Operating EBITDA Net profit after tax Interim dividend

PGG Wrightson announces positive earnings and dividend increase

Group Operating Performance

PGG Wrightson Limited (“PGW”)* announced today that the company has recorded a pleasing first half result and is positive about its trading performance.

Chairman Rodger Finlay reported that Operating EBITDA** for the six months to 31 December 2019 was $34.5 million, showing strong improvement over the comparative period. This includes the impact of the new accounting lease standard which has led to an increase in Operating EBITDA of $10.9 million. Excluding the new lease standard, Operating EBITDA at $23.7 million was 33% higher than the comparative period.

PGW delivered a net profit after tax (NPAT) of $12.8 million from continuing operations.

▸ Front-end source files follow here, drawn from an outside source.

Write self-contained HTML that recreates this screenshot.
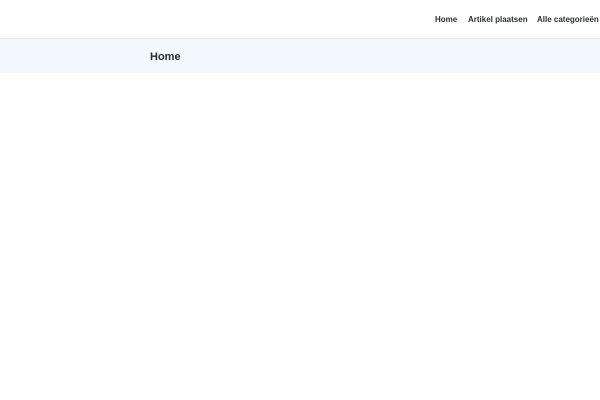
<!DOCTYPE html>
<html><head><meta charset="utf-8"><style>
html,body{margin:0;padding:0;width:600px;height:400px;background:#fff;overflow:hidden;font-family:"Liberation Sans",sans-serif;}
.hdr{position:absolute;left:0;top:0;width:600px;height:38px;background:#fff;border-bottom:1px solid #e6e9ec;}
.nav{position:absolute;top:15px;font-size:8px;font-weight:bold;color:#2b2f36;white-space:nowrap;}
.band{position:absolute;left:0;top:39px;width:600px;height:34px;background:#f2f8fd;}
.title{position:absolute;left:150px;top:51px;font-size:11px;font-weight:bold;color:#2b2f36;white-space:nowrap;}
</style></head><body>
<div class="hdr">
<span class="nav" style="left:435px">Home</span>
<span class="nav" style="left:468px">Artikel plaatsen</span>
<span class="nav" style="left:537px">Alle categorieën</span>
</div>
<div class="band"></div>
<div class="title">Home</div>
</body></html>
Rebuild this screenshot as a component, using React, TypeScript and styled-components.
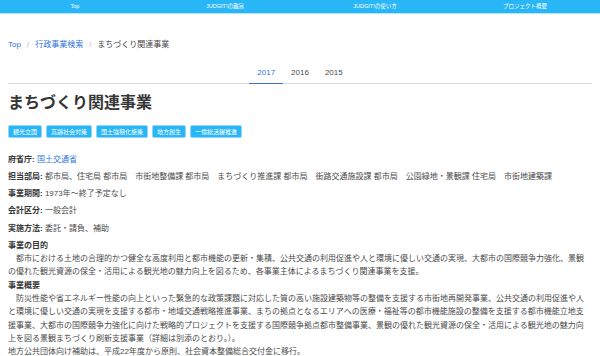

Mr Finlay said, “These results have been driven by strong performances in our Fruitfed Supplies and Livestock businesses, as well as a continued focus on reducing costs with the benefits of the restructure starting to materialise and flow through into our reporting. We have resized our overhead structures to fit the business and we will continue to look for efficiencies in our operations on an ongoing basis. As part of this ongoing commitment to recalibrate our cost base, the Board has resolved to capture savings through trimming the Board to five members and cutting some director fees. The combined effect of these changes will result in director fee levels reducing by approximately 18% when calculated on an annualised basis.”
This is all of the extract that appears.